2021年の岡田将生『エンターテインメントは絶対必要』
閉鎖空間で削られるメンタルとフィジカル
最新作となる映画『CUBE 一度入ったら、最後』(清水康彦監督・22日公開)は1997年に公開された、ヴィンチェンゾ・ナタリ監督のカナダ映画『CUBE』のリメイクだが、閉鎖空間での演技を経験した。 「あの閉鎖された空間に毎日閉じ込められているとメンタル面もフィジカル面も少しずつ削られている感覚があるんです。それを芝居に活かせればいいなと思って臨みました。シチュエーションが変わらない中でそれをどう見せていくか、すごく大変な作業ではあったと思います。でも皆さんと一緒に作品をつくっていく過程は素晴らしい時間でもありました」 オリジナルはずいぶん前に観てよく知っていたという。 「それで、この作品の撮影に入る前にもう一回観ましたが、やっぱりアイデアにあふれていてすごく面白い作品だなと。リメイクのハードルは高いなっていう気持ちもありましたが、コロナ禍で社会全体に閉塞感が漂う状況下で、今だからこそ作る意味を台本から感じ取れたんです。この時期だからこそやるべき映画なのかな、と。最新の技術を使って映像的にも面白いので、オリジナルのファンの方にもオリジナルを知らない方にも楽しんでいただけるのではと思います」 岡田は同作で千葉県出身のフリーターでコンビニ勤務という越智真司役を演じている。 「すごく普遍的で多分あの空間に入ったら誰もが越智のようになってしまう可能性がある、と思うんですよ。だから共感してもらえることが多い役なんじゃないかなと。日常の中でストレスをためながら、人の顔色をうかがいながら生きてる瞬間が僕もあるし、越智の気持ちをわかっていただける瞬間はあるんじゃないかなと」
ただ普通に生きることを心がけている
コロナ禍で社会に閉塞感がまん延している状況だが、役者としての姿勢には変化はないと力強く語る。 「やっぱり去年は(コロナ禍に)慣れていない部分もたくさんあって、果たしてエンターテインメントって必要なのか不必要なのか、なんていうことが問われているときもありましたよね。僕は絶対必要だと思っているし、現場でも作品から力を与えてもらっている瞬間があったので。役者として変わったことはありません。

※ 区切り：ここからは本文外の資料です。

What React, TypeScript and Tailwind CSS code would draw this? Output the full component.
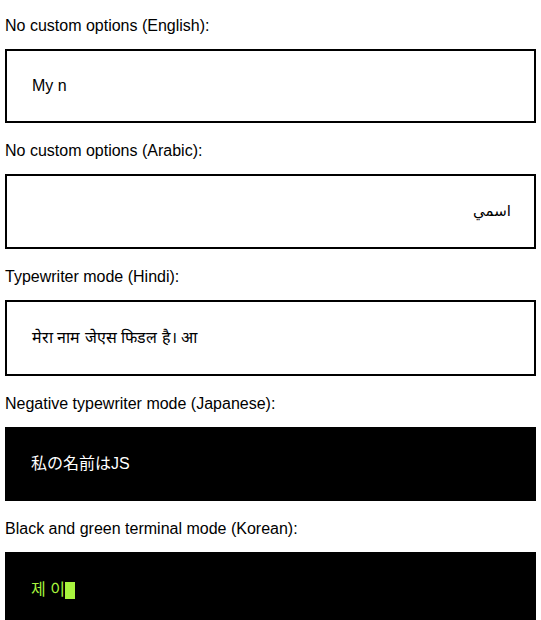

心がけているのは、ただ普通に生きることだけです。特別何かってわけじゃなくて一日一日を一生懸命生きようっていうことです。理想の俳優像というのはないのですが、求められる役者になりたいと思っています。こういう役を岡田にやらせたいなって、そんなふうに思ってもらえる役者でありたいんです」 終始ソフトで穏やかな語り口調の中にも強い意志を感じる。 (写真と文・志和浩司) ■岡田将生(おかだ・まさき) 1989年8月15日生まれ、東京都出身。2006年にデビュー。09年、映画『重力ピエロ』や初の主演作となった『ホノカアボーイ』などで各映画賞の新人賞を受賞。翌10年には映画『告白』『悪人』で日本アカデミー賞優秀助演男優賞に輝き、12年にはNHK大河『平清盛』で源頼朝役を演じた。22歳にして大河ドラマ初出演、ナレーションも担当したことが話題になった。近年の主な出演作に、『何者』(16)『ジョジョの奇妙な冒険 ダイヤモンドは砕けない 第一章』(17)『銀魂』シリーズ(17,18)、『伊藤くんAtoE』『家族のはなし』(18)『そらのレストラン』(19)『星の子』(20)、『さんかく窓の外側は夜』『Arc アーク』『ドライブ・マイ・カー』(21)などがある。10月22日に「CUBE 一度入ったら、最後」が公開、11月19日には主演映画『聖地X』の公開を控える。